Solomon’s point is that it’s dangerous to feast away as if all is okay when in truth there are wolves at the door, so to speak. When the darkness, be it death or evil, comes like a thief in the night, we’d best not be caught ignoring it or it will rob us blind.

But Adam isn’t all about the darkness. It’s about the light! It’s about hope, something Daniel finally comes to embrace when all hope is dashed. Hope comes only in a time of need, and the more acute the need, the more urgent the hope. How does one characterize the true value of hope in Christ without first understanding and portraying the terrible pit from which we all need hope of rescue?

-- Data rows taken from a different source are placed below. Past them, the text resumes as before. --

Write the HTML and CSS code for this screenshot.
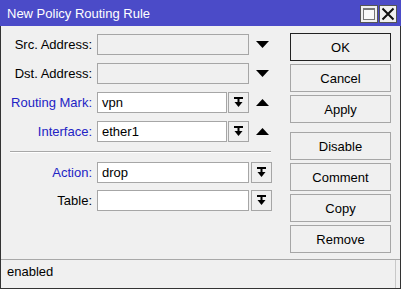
FILE: index.html
```html
<!DOCTYPE html>
<html lang="en">
<head>
  <meta charset="UTF-8" />
  <title>New Policy Routing Rule</title>
  <link rel="stylesheet" href="styles.css">
</head>
<body>
  <div class="window">
    <div class="titlebar">
      <span class="title">New Policy Routing Rule</span>
      <div class="tb-btns">
        <span class="tb-btn"><span class="max-box"></span></span>
        <span class="tb-btn">
          <svg width="14" height="14" viewBox="0 0 14 14"><path d="M1.5 1.5 L12.5 12.5 M12.5 1.5 L1.5 12.5" stroke="#111" stroke-width="2"/></svg>
        </span>
      </div>
    </div>

    <div class="content">
      <div class="form">
        <div class="group">
          <div class="row">
            <span class="lbl">Src. Address:</span>
            <div class="field"><div class="input disabled"></div></div>
            <div class="extra"><svg class="tri" width="13" height="7" viewBox="0 0 13 7"><path d="M0 0 H13 L6.5 7 Z" fill="#000"/></svg></div>
          </div>
          <div class="row">
            <span class="lbl">Dst. Address:</span>
            <div class="field"><div class="input disabled"></div></div>
            <div class="extra"><svg class="tri" width="13" height="7" viewBox="0 0 13 7"><path d="M0 0 H13 L6.5 7 Z" fill="#000"/></svg></div>
          </div>
          <div class="row">
            <span class="lbl blue">Routing Mark:</span>
            <div class="field">
              <div class="input short">vpn</div>
              <span class="drop"><svg width="9" height="11" viewBox="0 0 9 11"><path d="M0 1 H9" stroke="#000" stroke-width="2"/><path d="M4.5 2 V6" stroke="#000" stroke-width="2"/><path d="M0.5 5 H8.5 L4.5 10 Z" fill="#000"/></svg></span>
            </div>
            <div class="extra"><svg class="tri" width="13" height="7" viewBox="0 0 13 7"><path d="M0 7 H13 L6.5 0 Z" fill="#000"/></svg></div>
          </div>
          <div class="row">
            <span class="lbl blue">Interface:</span>
            <div class="field">
              <div class="input short">ether1</div>
              <span class="drop"><svg width="9" height="11" viewBox="0 0 9 11"><path d="M0 1 H9" stroke="#000" stroke-width="2"/><path d="M4.5 2 V6" stroke="#000" stroke-width="2"/><path d="M0.5 5 H8.5 L4.5 10 Z" fill="#000"/></svg></span>
            </div>
            <div class="extra"><svg class="tri" width="13" height="7" viewBox="0 0 13 7"><path d="M0 7 H13 L6.5 0 Z" fill="#000"/></svg></div>
          </div>
        </div>

        <div class="sep"></div>

        <div class="group">
          <div class="row">
            <span class="lbl blue">Action:</span>
            <div class="field"><div class="input">drop</div></div>
            <div class="extra"><span class="drop"><svg width="9" height="11" viewBox="0 0 9 11"><path d="M0 1 H9" stroke="#000" stroke-width="2"/><path d="M4.5 2 V6" stroke="#000" stroke-width="2"/><path d="M0.5 5 H8.5 L4.5 10 Z" fill="#000"/></svg></span></div>
          </div>
          <div class="row">
            <span class="lbl">Table:</span>
            <div class="field"><div class="input"></div></div>
            <div class="extra"><span class="drop"><svg width="9" height="11" viewBox="0 0 9 11"><path d="M0 1 H9" stroke="#000" stroke-width="2"/><path d="M4.5 2 V6" stroke="#000" stroke-width="2"/><path d="M0.5 5 H8.5 L4.5 10 Z" fill="#000"/></svg></span></div>
          </div>
        </div>
      </div>

      <div class="buttons">
        <button class="btn default">OK</button>
        <button class="btn">Cancel</button>
        <button class="btn">Apply</button>
        <button class="btn spaced">Disable</button>
        <button class="btn">Comment</button>
        <button class="btn">Copy</button>
        <button class="btn">Remove</button>
      </div>
    </div>

    <div class="status">enabled</div>
  </div>
</body>
</html>
```

FILE: styles.css
```css
body {
  margin: 0;
  background: #ffffff;
  font-family: "Liberation Sans", Arial, sans-serif;
  font-size: 13px;
  color: #000;
}

.window {
  width: 401px;
  background: #f0f0f0;
}

.titlebar {
  height: 26px;
  background: #4b4bc8;
  display: flex;
  align-items: center;
  justify-content: space-between;
  padding: 0 4px 0 7px;
  box-sizing: border-box;
}
.title {
  color: #fff;
  font-size: 13px;
  padding-top: 1px;
}
.tb-btns {
  display: flex;
  gap: 1px;
  padding-top: 2px;
}
.tb-btn {
  width: 18px;
  height: 18px;
  box-sizing: border-box;
  background: #f0f0f0;
  border: 1px solid #555;
  display: flex;
  align-items: center;
  justify-content: center;
}
.max-box {
  width: 12px;
  height: 12px;
  box-sizing: border-box;
  border: 1px solid #777;
  border-top-width: 2px;
  background: #fafafa;
}

.content {
  display: flex;
  border-left: 1px solid #333;
  border-right: 1px solid #333;
  height: 233px;
  box-sizing: border-box;
}

.form {
  width: 289px;
  padding: 8px 0 0 6px;
  box-sizing: border-box;
}
.group {
  display: flex;
  flex-direction: column;
  gap: 8px;
}
.group + .sep + .group {
  gap: 7px;
}
.row {
  display: grid;
  grid-template-columns: 85px 152px 21px;
  column-gap: 5px;
  align-items: center;
  height: 21px;
}
.row .extra {
  margin-left: -3px;
  display: flex;
  align-items: center;
}
.lbl {
  text-align: right;
  white-space: nowrap;
}
.lbl.blue {
  color: #2323c4;
}
.field {
  display: flex;
  gap: 1px;
  height: 21px;
}
.input {
  flex: 1;
  height: 21px;
  box-sizing: border-box;
  border: 1px solid #a6a6a6;
  background: #fff;
  padding: 2px 0 0 4px;
  line-height: 15px;
}
.input.disabled {
  background: #f0f0f0;
}
.drop {
  width: 21px;
  height: 21px;
  box-sizing: border-box;
  border: 1px solid #a6a6a6;
  background: #f0f0f0;
  display: flex;
  align-items: center;
  justify-content: center;
}
.tri {
  margin-left: 5px;
}

.sep {
  margin: 9px 0 9px 3px;
  width: 261px;
  height: 1px;
  background: #a8a8a8;
  border-bottom: 1px solid #fff;
}

.buttons {
  width: 101px;
  padding-top: 7px;
  display: flex;
  flex-direction: column;
  gap: 3px;
}
.btn {
  height: 28px;
  font-family: "Liberation Sans", Arial, sans-serif;
  font-size: 13px;
  color: #000;
  background: #f0f0f0;
  border: 1px solid #a6a6a6;
  padding: 0;
}
.btn.default {
  border-color: #222;
}
.btn.spaced {
  margin-top: 6px;
}

.status {
  height: 30px;
  box-sizing: border-box;
  border-left: 1px solid #333;
  border-right: 1px solid #333;
  border-bottom: 1px solid #333;
  padding: 5px 0 0 6px;
  background: #f0f0f0;
  box-shadow: inset 0 1px 0 #a8a8a8, inset -4px 0 0 #f0f0f0, inset -5px 0 0 #c8c8c8;
}
```
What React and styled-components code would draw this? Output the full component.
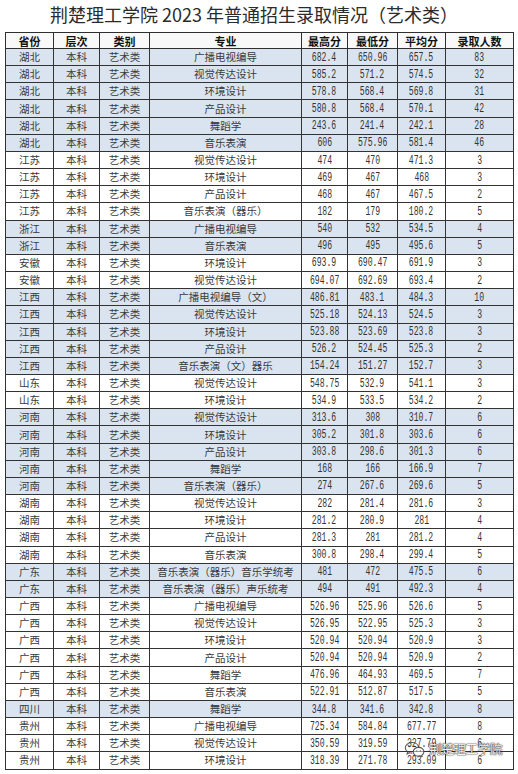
import React from 'react';
import styled, { createGlobalStyle } from 'styled-components';

const Global = createGlobalStyle`
  html, body { margin: 0; padding: 0; background: #fff; }
  body { font-family: "Noto Sans CJK SC", "Noto Sans", sans-serif; }
`;

const Page = styled.div`
  position: relative;
  width: 518px;
  height: 774px;
  overflow: hidden;
  background: #fff;
`;

const Title = styled.h1`
  margin: 0;
  height: 32px;
  padding-right: 10px;
  font-family: "Noto Sans CJK SC", sans-serif;
  font-size: 18px;
  font-weight: 400;
  line-height: 28px;
  color: #2b2b2b;
  text-align: center;
  white-space: nowrap;
`;

const Table = styled.table`
  margin-left: 5px;
  width: 508px;
  border-collapse: collapse;
  table-layout: fixed;
`;

const Col = styled.col`
  width: ${p => p.$w}px;
`;

const HeadRow = styled.tr`
  height: 16px;
  background: #f8f8f8;
`;

const Th = styled.th`
  padding: 0;
  border: 1px solid #2f2f2f;
  font-family: "Noto Sans CJK SC", sans-serif;
  font-size: 11px;
  font-weight: 700;
  line-height: 14px;
  color: #111;
  text-align: center;
  white-space: nowrap;
`;

const Row = styled.tr`
  height: 17.17px;
  background: ${p => (p.$shade ? '#dae4f0' : '#ffffff')};
`;

const Td = styled.td`
  padding: 0;
  border: 1px solid #333;
  font-family: "Noto Sans CJK SC", sans-serif;
  font-size: 10.5px;
  line-height: 14px;
  color: #3a3a3a;
  text-align: center;
  white-space: nowrap;
  overflow: visible;
`;

const Num = styled.span`
  display: inline-block;
  font-family: "Liberation Mono", "DejaVu Sans Mono", monospace;
  font-size: 12px;
  line-height: 14px;
  color: #333;
  transform: scaleX(0.68);
`;

const Watermark = styled.div`
  position: absolute;
  left: 404px;
  top: 741px;
  display: flex;
  align-items: center;
  gap: 3px;
  pointer-events: none;
`;

const MarkText = styled.span`
  font-family: "Noto Sans CJK SC", sans-serif;
  font-size: 12.5px;
  line-height: 16px;
  color: rgba(255, 255, 255, 0.95);
  text-shadow: 0 0 1px rgba(30, 30, 30, 0.95), 0 0 1px rgba(30, 30, 30, 0.95), 0 0 2px rgba(30, 30, 30, 0.5);
  letter-spacing: -0.3px;
`;

const rows = [
  ['湖北', '广播电视编导', '682.4', '650.96', '657.5', '83'],
  ['湖北', '视觉传达设计', '585.2', '571.2', '574.5', '32'],
  ['湖北', '环境设计', '578.8', '568.4', '569.8', '31'],
  ['湖北', '产品设计', '580.8', '568.4', '570.1', '42'],
  ['湖北', '舞蹈学', '243.6', '241.4', '242.1', '28'],
  ['湖北', '音乐表演', '606', '575.96', '581.4', '46'],
  ['江苏', '视觉传达设计', '474', '470', '471.3', '3'],
  ['江苏', '环境设计', '469', '467', '468', '3'],
  ['江苏', '产品设计', '468', '467', '467.5', '2'],
  ['江苏', '音乐表演（器乐）', '182', '179', '180.2', '5'],
  ['浙江', '广播电视编导', '540', '532', '534.5', '4'],
  ['浙江', '音乐表演', '496', '495', '495.6', '5'],
  ['安徽', '环境设计', '693.9', '690.47', '691.9', '3'],
  ['安徽', '视觉传达设计', '694.07', '692.69', '693.4', '2'],
  ['江西', '广播电视编导（文）', '486.81', '483.1', '484.3', '10'],
  ['江西', '视觉传达设计', '525.18', '524.13', '524.5', '3'],
  ['江西', '环境设计', '523.88', '523.69', '523.8', '3'],
  ['江西', '产品设计', '526.2', '524.45', '525.3', '2'],
  ['江西', '音乐表演（文）器乐', '154.24', '151.27', '152.7', '3'],
  ['山东', '视觉传达设计', '548.75', '532.9', '541.1', '3'],
  ['山东', '环境设计', '534.9', '533.5', '534.2', '2'],
  ['河南', '视觉传达设计', '313.6', '308', '310.7', '6'],
  ['河南', '环境设计', '305.2', '301.8', '303.6', '6'],
  ['河南', '产品设计', '303.8', '298.6', '301.3', '6'],
  ['河南', '舞蹈学', '168', '166', '166.9', '7'],
  ['河南', '音乐表演（器乐）', '274', '267.6', '269.6', '5'],
  ['湖南', '视觉传达设计', '282', '281.4', '281.6', '3'],
  ['湖南', '环境设计', '281.2', '280.9', '281', '4'],
  ['湖南', '产品设计', '281.3', '281', '281.2', '4'],
  ['湖南', '音乐表演', '300.8', '298.4', '299.4', '5'],
  ['广东', '音乐表演（器乐）音乐学统考', '481', '472', '475.5', '6'],
  ['广东', '音乐表演（器乐）声乐统考', '494', '491', '492.3', '4'],
  ['广西', '广播电视编导', '526.96', '525.96', '526.6', '5'],
  ['广西', '视觉传达设计', '526.95', '522.95', '525.3', '3'],
  ['广西', '环境设计', '520.94', '520.94', '520.9', '3'],
  ['广西', '产品设计', '520.94', '520.94', '520.9', '2'],
  ['广西', '舞蹈学', '476.96', '464.93', '469.5', '7'],
  ['广西', '音乐表演', '522.91', '512.87', '517.5', '5'],
  ['四川', '舞蹈学', '344.8', '341.6', '342.8', '8'],
  ['贵州', '广播电视编导', '725.34', '584.84', '677.77', '8'],
  ['贵州', '视觉传达设计', '350.59', '319.59', '327.79', '6'],
  ['贵州', '环境设计', '318.39', '271.78', '293.09', '6'],
];

const shaded = new Set(['湖北', '浙江', '江西', '河南', '广东', '四川']);
const widths = [48, 46, 50, 152, 46, 50, 48, 68];
const heads = ['省份', '层次', '类别', '专业', '最高分', '最低分', '平均分', '录取人数'];

const WeChatIcon = () => (
  <svg width="22" height="16" viewBox="0 0 22 16" fill="none">
    <path
      d="M8 1.5C4.2 1.5 1.3 3.9 1.3 6.8c0 1.7 0.9 3.1 2.4 4.1l-0.6 2 2.3-1.2c0.8 0.2 1.7 0.4 2.6 0.4"
      stroke="rgba(60,60,60,0.85)"
      strokeWidth="1.1"
      strokeLinecap="round"
    />
    <path
      d="M8 1.5c3.5 0 6.3 2 6.7 4.7"
      stroke="rgba(60,60,60,0.85)"
      strokeWidth="1.1"
      strokeLinecap="round"
    />
    <path
      d="M14.6 6.4c-3 0-5.4 2-5.4 4.4s2.4 4.4 5.4 4.4c0.7 0 1.3-0.1 1.9-0.3l1.8 1-0.5-1.6c1.3-0.8 2.1-2 2.1-3.5 0-2.4-2.4-4.4-5.3-4.4z"
      stroke="rgba(60,60,60,0.85)"
      strokeWidth="1.1"
      fill="rgba(255,255,255,0.5)"
      strokeLinejoin="round"
    />
    <circle cx="5.6" cy="5.4" r="0.8" fill="rgba(60,60,60,0.85)" />
    <circle cx="10.2" cy="5.4" r="0.8" fill="rgba(60,60,60,0.85)" />
    <circle cx="12.9" cy="9.8" r="0.65" fill="rgba(60,60,60,0.85)" />
    <circle cx="16.4" cy="9.8" r="0.65" fill="rgba(60,60,60,0.85)" />
  </svg>
);

export default function App() {
  return (
    <Page>
      <Global />
      <Title>荆楚理工学院 2023 年普通招生录取情况（艺术类）</Title>
      <Table>
        <colgroup>
          {widths.map((w, i) => (
            <Col key={i} $w={w} />
          ))}
        </colgroup>
        <thead>
          <HeadRow>
            {heads.map(h => (
              <Th key={h}>{h}</Th>
            ))}
          </HeadRow>
        </thead>
        <tbody>
          {rows.map((r, i) => (
            <Row key={i} $shade={shaded.has(r[0])}>
              <Td>{r[0]}</Td>
              <Td>本科</Td>
              <Td>艺术类</Td>
              <Td>{r[1]}</Td>
              <Td><Num>{r[2]}</Num></Td>
              <Td><Num>{r[3]}</Num></Td>
              <Td><Num>{r[4]}</Num></Td>
              <Td><Num>{r[5]}</Num></Td>
            </Row>
          ))}
        </tbody>
      </Table>
      <Watermark>
        <WeChatIcon />
        <MarkText>荆楚理工学院</MarkText>
      </Watermark>
    </Page>
  );
}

Some say my novels are dark. I would say they are bright with hope! It’s just that the contrast between the dark and the light is so black and white compared to many other grayer novels.

I’ve noticed that in two of your novels there’s a similar scene. In Showdown, evil personified Marsuvees Black gouges out the eyes of an elderly, mute man, killing him. In Adam, it’s a demented demon digging the eyes out of a baby doll. Since I doubt the similarity is coincidence, what’s the point you’re making?

The thief comes to steal and to destroy, and he does it best when he has blinded us first. In fact, deception is the primary objective of evil. Blind them to the truth and they will eat out of your hand. Both Marsuvees and Eve understand this all too well.

I’d make the argument that God has called some prophet-like authors who, through story, sound an alarm to modern day saints. You definitely fall into that category of writer. Care to comment? 

Well, my writing tends to lay things bare and as such some might call me a prophet of sorts. Really I’m just a man who’s interested in exploring the nature of life within the context of villains and heroes. The greatest villain is most certainly Lucifer and to a more pervasive degree, the evil nature which resides in all of us, the old man, as Paul put it. Us.

And the greatest hero is undoubtedly Christ, who offers to rescue us from both ourselves and Lucifer. Anyone who trumpets this message is by definition a prophet.